The agreement with Mammoth Networks allows the school district to pay $6.80 per megabit per second per month, according to technology director Tim Miles. The district was paying $23 per Mbps from CenturyLink, and a year ago, that figure was $100 per Mbps.
That cost savings allows the district to purchase the amount of service it has needed rather than being limited by what it could afford: an increase from 300 Mbps to 700 Mbps.
For Miles, that means he can spend less time actively managing the district’s Internet connection, which meant prioritizing traffic across the schools and throttling uses deemed less important.
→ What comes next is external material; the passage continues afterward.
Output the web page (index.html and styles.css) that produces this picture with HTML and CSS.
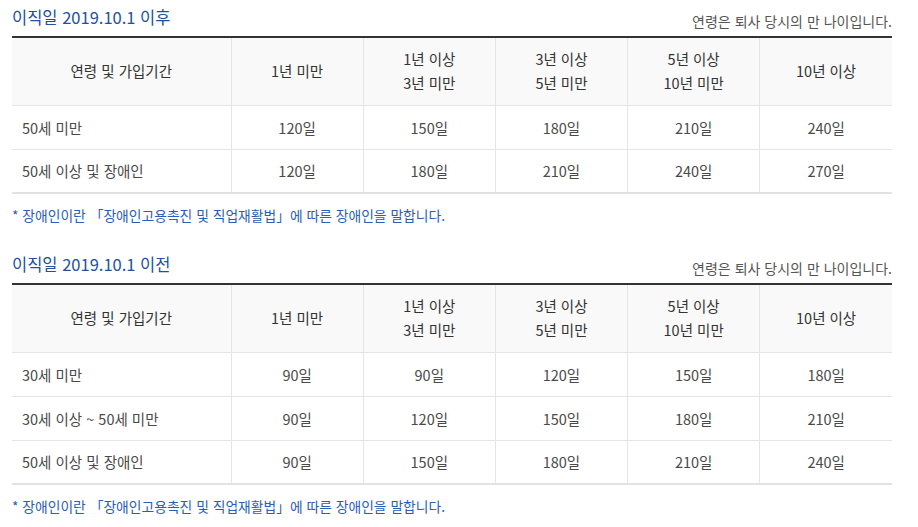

State testing alone, Miles said, took up 200 Mbps, and that was only for the part of the student body testing at one time.
Not only will the district be able to allow the full, unfettered use of its current technology resources, but it will be better positioned to take advantage of whatever comes next, Miles said.
The city and county will each get 150 Mbps, which also are drastic improvements to their connections, filling out the 1 gigabit per second currently secured by Northwest Colorado Broadband.
Evan Biagi, of Mammoth Networks, said his company can easily scale the connection to 10 Gbps and beyond.
The institutional customers involved with Northwest Colorado Broadband allow Mammoth Networks to purchase the services it needs at higher tiers, essentially getting a bulk discount, and pass that savings on to users in Steamboat, Biagi said.
Mammoth Networks’ current middle-mile connection runs to the east, but a line to the west in the form of EAGLE-Net should be coming to the CNL in a month or two, according to Miles. EAGLE-Net can provide its own services from the CNL, and Mammoth Networks has contracted with EAGLE-Net to provide redundancy if something happens to the fiber line to the east.
More competition for middle-mile services should allow last mile providers — such as Zirkel Wireless, Resort Internet and Comcast — to reduce their own costs while improving speeds, redundancy and service.
It might take some time for that to happen, as providers wait for existing contracts to expire before starting negotiations, but ultimately, Internet connections to homes and businesses alike should get cheaper and faster.
“Eventually, this room is going to help the entire community,” School District Superintendent Brad Meeks said during Tuesday’s event.